Oil prices continued to drop Thursday after the U.S. government reported a large buildup in supplies of gasoline and diesel.
Benchmark U.S. oil for January delivery was down 7 cents to US$97.37 in electronic trading on the New York Mercantile Exchange.
The contract fell $1.07 to close at $97.44 on Wednesday after the U.S. Energy Department’s report on supplies. Anticipation of a fall in supplies had earlier driven prices up to a six-week high.
Gasoline supplies rose by 6.7 million barrels, the Energy Department said, while distillate supplies including diesel increased by 4.5 million barrels in the week ended Dec. 6.
Both increases were more than three times what analysts were expecting, raising the possibility that refiners would slow production and purchases of oil in the coming weeks.

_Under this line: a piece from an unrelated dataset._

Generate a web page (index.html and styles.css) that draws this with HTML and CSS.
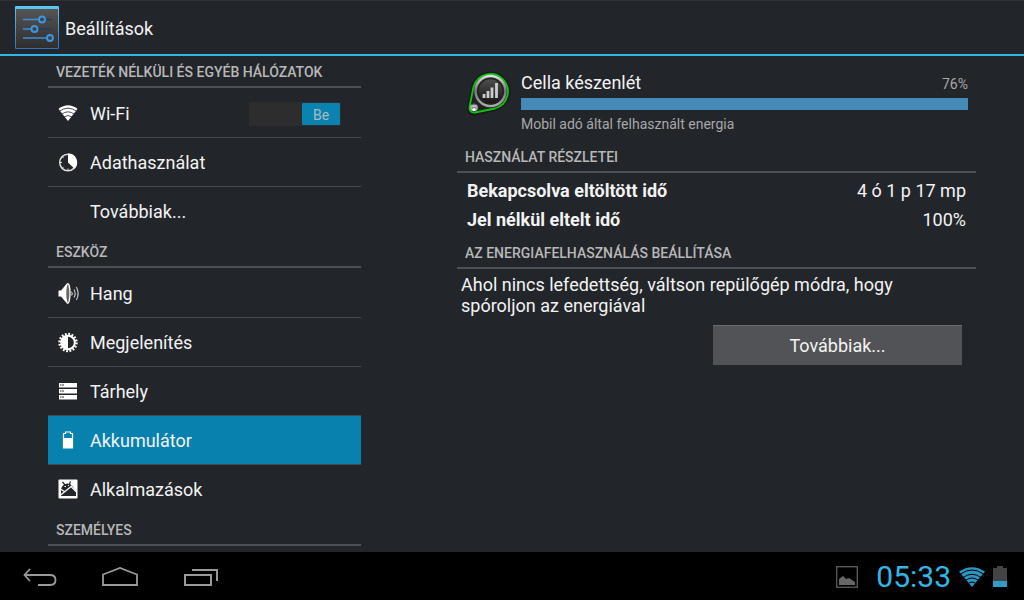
FILE: index.html
```html
<!DOCTYPE html>
<html lang="hu">
<head>
    <meta charset="UTF-8">
    <meta name="viewport" content="width=device-width, initial-scale=1.0">
    <title>Beállítások</title>
    <link rel="stylesheet" href="styles.css">
</head>
<body>
<header class="action-bar">
    <svg class="app-icon" viewBox="0 0 44 44">
        <defs>
            <linearGradient id="plate" x1="0" y1="0" x2="0" y2="1">
                <stop offset="0" stop-color="#555"/>
                <stop offset="1" stop-color="#2e2e2e"/>
            </linearGradient>
            <linearGradient id="frame" x1="0" y1="0" x2="0" y2="1">
                <stop offset="0" stop-color="#5cc8f5"/>
                <stop offset="1" stop-color="#2f6fc0"/>
            </linearGradient>
        </defs>
        <rect x="0" y="-1" width="44" height="43" rx="1" fill="url(#frame)"/>
        <rect x="1" y="2" width="42" height="39" fill="url(#plate)"/>
        <g fill="none" stroke="#3d8fd6" stroke-width="1.4">
            <path d="M8 12.500H24M8 22H16M8 31H32"/>
            <path d="M30 12.500H37M22 22H37" stroke="#1f3f63"/>
        </g>
        <g fill="#3a4650" stroke="#3f97e0" stroke-width="1.800">
            <circle cx="27" cy="12.500" r="3"/>
            <circle cx="19.500" cy="22" r="3"/>
            <circle cx="35" cy="31" r="3"/>
        </g>
    </svg>
    <h1>Beállítások</h1>
</header>

<main class="panes">
    <nav class="sidebar">
        <h2>Vezeték nélküli és egyéb hálózatok</h2>
        <ul>
            <li>
                <a href="#wifi">
                    <svg viewBox="0 0 20 20">
                        <path d="M.5 5Q10-2.500 19.500 5L10 17Z" fill="#fff"/>
                        <path d="M1 7.500Q10 .8 19 7.500M3.500 10.300Q10 5.300 16.500 10.300M6 13Q10 10 14 13" fill="none" stroke="#22252a" stroke-width=".8"/>
                    </svg>
                    Wi-Fi
                </a>
                <label class="switch">
                    <input type="checkbox" aria-label="Wi-Fi" checked>
                    <span class="thumb">Be</span>
                </label>
            </li>
            <li>
                <a href="#data">
                    <svg viewBox="0 0 20 20">
                        <circle cx="10" cy="9.500" r="8.300" fill="none" stroke="#ddd" stroke-width="1.500"/>
                        <path d="M10 9.500V.5A9 9 0 0 1 16.500 15.800Z" fill="#fff"/>
                        <path d="M2 9.500H4M4.300 3.800l1.300 1.300M4.300 15.200l1.300-1.300M10 17.500V15.500" stroke="#ddd"/>
                    </svg>
                    Adathasználat
                </a>
            </li>
            <li><a href="#more" class="no-icon">Továbbiak...</a></li>
        </ul>

        <h2>Eszköz</h2>
        <ul>
            <li>
                <a href="#sound">
                    <svg viewBox="0 0 20 20">
                        <path d="M.5 6.500H3L8.500 0V19L3 12.500H.5Z" fill="#fff"/>
                        <ellipse cx="9.800" cy="9.500" rx="2.200" ry="9.800" fill="#666" stroke="#fff" stroke-width="1.300"/>
                        <path d="M13.500 7.500Q15 9.500 13.500 11.500M16 5.500Q18.300 9.500 16 13.500M18.300 3Q22 9.500 18.300 16" fill="none" stroke="#ccc" stroke-width="1.100"/>
                    </svg>
                    Hang
                </a>
            </li>
            <li>
                <a href="#display">
                    <svg viewBox="0 0 20 20">
                        <circle cx="10" cy="9.500" r="8.500" fill="none" stroke="#fff" stroke-width="2.400" stroke-dasharray="1.800 1.538"/>
                        <circle cx="10" cy="9.500" r="6.800" fill="#22252a" stroke="#fff" stroke-width="2"/>
                        <path d="M10 2.500A7 7 0 0 0 10 16.500Z" fill="#fff"/>
                    </svg>
                    Megjelenítés
                </a>
            </li>
            <li>
                <a href="#storage">
                    <svg viewBox="0 0 20 20">
                        <path d="M1 1H19V5.500H1ZM1 7H19V11.500H1ZM1 13H19V17.500H1Z" fill="#fff"/>
                        <path d="M2 3H6M2 9H6M2 15H6" stroke="#333"/>
                        <path d="M3.500 2.500V3.500M3.500 8.500V9.500M3.500 14.500V15.500" stroke="#fff"/>
                    </svg>
                    Tárhely
                </a>
            </li>
            <li class="selected">
                <a href="#battery" aria-current="page">
                    <svg viewBox="0 0 20 20">
                        <path d="M5.500 17V2.500H7.500V1H12.500V2.500H14.500V17Z" fill="none" stroke="#fff" stroke-width="1.200"/>
                        <path d="M6 7H14V17H6Z" fill="#fff"/>
                    </svg>
                    Akkumulátor
                </a>
            </li>
            <li>
                <a href="#apps">
                    <svg viewBox="0 0 20 20">
                        <rect x=".5" y="-.5" width="19" height="19" rx="1" fill="#fff"/>
                        <path d="M3 16V10A6.500 6.500 0 0 1 14 5.500L18 12V16Z" fill="#22252a"/>
                        <path d="M4.500 2L7 5M12.500 1.500L11.500 4" stroke="#22252a" stroke-width="1.200"/>
                        <path d="M2 15.500L15 5M2.500 9L7 12M13.500 7L18.500 12" fill="none" stroke="#fff" stroke-width="1.200"/>
                        <path d="M6.500 6.500H8M10 5.500H11" stroke="#fff"/>
                    </svg>
                    Alkalmazások
                </a>
            </li>
        </ul>

        <h2>Személyes</h2>
    </nav>

    <section class="details">
        <div class="usage">
            <svg class="cell-icon" viewBox="0 0 48 48">
                <defs>
                    <linearGradient id="ring" x1="0" y1="0" x2="0" y2="1">
                        <stop offset="0" stop-color="#ddd"/>
                        <stop offset=".5" stop-color="#777"/>
                        <stop offset="1" stop-color="#aaa"/>
                    </linearGradient>
                    <linearGradient id="face" x1="0" y1="0" x2="0" y2="1">
                        <stop offset="0" stop-color="#555"/>
                        <stop offset="1" stop-color="#111"/>
                    </linearGradient>
                </defs>
                <path d="M8 18A18 18 0 1 1 30 40L10 44.500Q3.500 45 4 38.500Z" fill="#111" stroke="#0b0f0b" stroke-width="4" opacity=".4"/>
                <path d="M8.500 18A17.500 17.500 0 1 1 30 39.500L10 43.500Q4 44 4.500 38Z" fill="#202220" stroke="#12c212" stroke-width="1.800"/>
                <circle cx="25.500" cy="22" r="15" fill="url(#face)" stroke="url(#ring)" stroke-width="2.500"/>
                <circle cx="25.500" cy="22" r="12.500" fill="none" stroke="#222" stroke-width="1.500"/>
                <path d="M19 29V25M23 29V22M27 29V18.500M31.500 29V14" stroke="#ccc" stroke-width="2.800"/>
                <circle cx="9" cy="38.500" r="3.800" fill="#bbb"/>
                <path d="M6.500 36Q9 34 11.500 36M6.500 39H11.500" fill="none" stroke="#555"/>
                <circle cx="9" cy="40.500" r="1.500" fill="#fff"/>
            </svg>
            <div class="usage-body">
                <div class="usage-title">
                    <span>Cella készenlét</span>
                    <span class="percent">76%</span>
                </div>
                <div class="bar"><div class="bar-fill" style="width: 100%"></div></div>
                <p class="note">Mobil adó által felhasznált energia</p>
            </div>
        </div>

        <h2>Használat részletei</h2>
        <table>
            <tr>
                <th scope="row">Bekapcsolva eltöltött idő</th>
                <td>4 ó 1 p 17 mp</td>
            </tr>
            <tr>
                <th scope="row">Jel nélkül eltelt idő</th>
                <td>100%</td>
            </tr>
        </table>

        <h2>Az energiafelhasználás beállítása</h2>
        <p class="hint">Ahol nincs lefedettség, váltson repülőgép módra, hogy spóroljon az energiával</p>
        <div class="actions">
            <button type="button">Továbbiak...</button>
        </div>
    </section>
</main>

<footer class="system-bar">
    <div class="nav-keys">
        <button type="button" aria-label="Vissza">
            <svg viewBox="0 0 40 24">
                <path d="M10 5L4.500 11L10 17M5 11H30Q35.500 11 35.500 16Q35.500 21 30 21H18" fill="none" stroke="#999" stroke-width="1.800"/>
            </svg>
        </button>
        <button type="button" aria-label="Kezdőlap">
            <svg viewBox="0 0 40 24">
                <path d="M3 21V10.500L20 4L37 10.500V21Z" fill="none" stroke="#999" stroke-width="1.800"/>
            </svg>
        </button>
        <button type="button" aria-label="Legutóbbiak">
            <svg viewBox="0 0 40 24">
                <path d="M5 11H31V21H5ZM12 6H37V17" fill="none" stroke="#999" stroke-width="2"/>
            </svg>
        </button>
    </div>
    <div class="status">
        <svg class="picture" viewBox="0 0 22 22">
            <rect x=".7" y=".7" width="20.600" height="20.600" fill="none" stroke="#555" stroke-width="1.400"/>
            <path d="M3 19V13L7 10L10 13L13 12L16 14L19 16V19Z" fill="#666"/>
        </svg>
        <span class="clock">05:33</span>
        <svg class="signal" viewBox="0 0 26 20">
            <path d="M0 4.500Q13-4 26 4.500L13 20Z" fill="#2f94bf"/>
            <path d="M1.500 7Q13-1 24.500 7M4 10.500Q13 4 22 10.500M6.500 13.500Q13 8.500 19.500 13.500M9 16.700Q13 13.500 17 16.700" fill="none" stroke="#000" stroke-width="1"/>
        </svg>
        <svg class="battery" viewBox="0 0 14 21">
            <path d="M0 2H4V0H10V2H14V21H0Z" fill="#444"/>
            <path d="M0 15H14V21H0Z" fill="#2f9cc8"/>
        </svg>
    </div>
</footer>
</body>
</html>
```

FILE: styles.css
```css
* {
    box-sizing: border-box;
}
body {
    height: 100vh;
    margin: 0;
    display: flex;
    flex-direction: column;
    background-color: #22252a;
    color: #f3f3f3;
    font-family: Roboto, sans-serif;
    font-size: 18px;
}
h1, h2, p, ul {
    margin: 0;
    padding: 0;
}
button {
    border: none;
    font: inherit;
    color: inherit;
}

/* top bar */
.action-bar {
    flex: none;
    display: flex;
    align-items: center;
    gap: 6px;
    height: 56px;
    padding: 2px 0 0 15px;
    border-top: 1px solid #2d3035;
    border-bottom: 2px solid #33b5e5;
}
.app-icon {
    width: 44px;
    height: 44px;
    overflow: visible;
}
h1 {
    font-size: 18px;
    font-weight: 400;
}

/* two panes */
.panes {
    flex: 1;
    min-height: 0;
    overflow: hidden;
    display: grid;
    grid-template-columns: 313fr 519fr;
    gap: 96px;
    padding: 0 48px;
}
h2 {
    height: 32px;
    padding: 0 8px;
    border-bottom: 2px solid #4d5055;
    color: #b8b8b8;
    font-size: 14px;
    font-weight: 500;
    line-height: 32px;
    text-transform: uppercase;
    white-space: nowrap;
}

/* settings list */
.sidebar ul {
    list-style: none;
    padding-bottom: 1px;
}
.sidebar li {
    display: flex;
    align-items: center;
    height: 49px;
    padding: 2px 20px 0 10px;
}
.sidebar li + li {
    border-top: 1px solid #45484d;
}
.sidebar li.selected {
    background-color: #0881ae;
}
.sidebar a {
    flex: 1;
    display: flex;
    align-items: center;
    gap: 12px;
    color: inherit;
    line-height: 46px;
    text-decoration: none;
}
.sidebar a svg {
    width: 20px;
    height: 20px;
    overflow: visible;
}
.sidebar a.no-icon {
    padding-left: 32px;
}
.switch {
    display: flex;
    justify-content: flex-end;
    width: 92px;
    height: 24px;
    padding: 1px;
    background-color: #2d2d2e;
}
.switch input {
    position: absolute;
    opacity: 0;
}
.thumb {
    width: 38px;
    border-radius: 1px;
    background-color: #0a83b0;
    color: #a5bcc5;
    font-size: 14px;
    line-height: 24px;
    text-align: center;
}

/* battery details */
.usage {
    display: flex;
    gap: 8px;
    height: 85px;
    padding: 13px 8px 0;
}
.cell-icon {
    flex: none;
    width: 48px;
    height: 48px;
}
.usage-body {
    flex: 1;
}
.usage-title {
    display: flex;
    justify-content: space-between;
    align-items: baseline;
    line-height: 28px;
}
.percent, .note {
    color: #a8a8a8;
    font-size: 14px;
}
.bar-fill {
    height: 12px;
    background-color: #468ab8;
}
.note {
    line-height: 28px;
}
table {
    width: 100%;
    padding: 3px 10px;
    border-spacing: 0;
}
th, td {
    padding: 0;
    line-height: 29px;
}
th {
    text-align: left;
}
td {
    text-align: right;
}
.hint {
    padding: 5px 14px 9px 4px;
    line-height: 21px;
}
.actions {
    display: flex;
    justify-content: flex-end;
    padding-right: 14px;
}
.actions button {
    width: 249px;
    height: 40px;
    border-top: 1px solid #6b6c6f;
    background-color: #525356;
}

/* bottom bar */
.system-bar {
    flex: none;
    display: flex;
    justify-content: space-between;
    align-items: center;
    height: 48px;
    padding: 0 17px 0 20px;
    background-color: #000;
}
.nav-keys {
    display: flex;
    gap: 40px;
}
.nav-keys button {
    padding: 0;
    background: none;
}
.nav-keys svg {
    display: block;
    width: 40px;
    height: 24px;
}
.status {
    display: flex;
    align-items: center;
    gap: 8px;
    padding-top: 1px;
}
.picture {
    width: 22px;
    height: 22px;
    margin-right: 10px;
}
.clock {
    color: #33b5e5;
    font-size: 30px;
}
.signal {
    width: 26px;
    height: 20px;
}
.battery {
    width: 14px;
    height: 21px;
}
```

The fuel increases overshadowed a huge decline in crude oil supplies of 10.6 million barrels.
Brent crude, a benchmark for international oils, was up 4 cents at $109.74 a barrel on the ICE exchange in London.
In other energy futures trading on Nymex:
— Wholesale gasoline was flat at $2.66 a gallon.
— Heating oil barely budged at $3.02 a gallon
— Natural gas rose 2.9 cents to $4.366 per 1,000 cubic feet.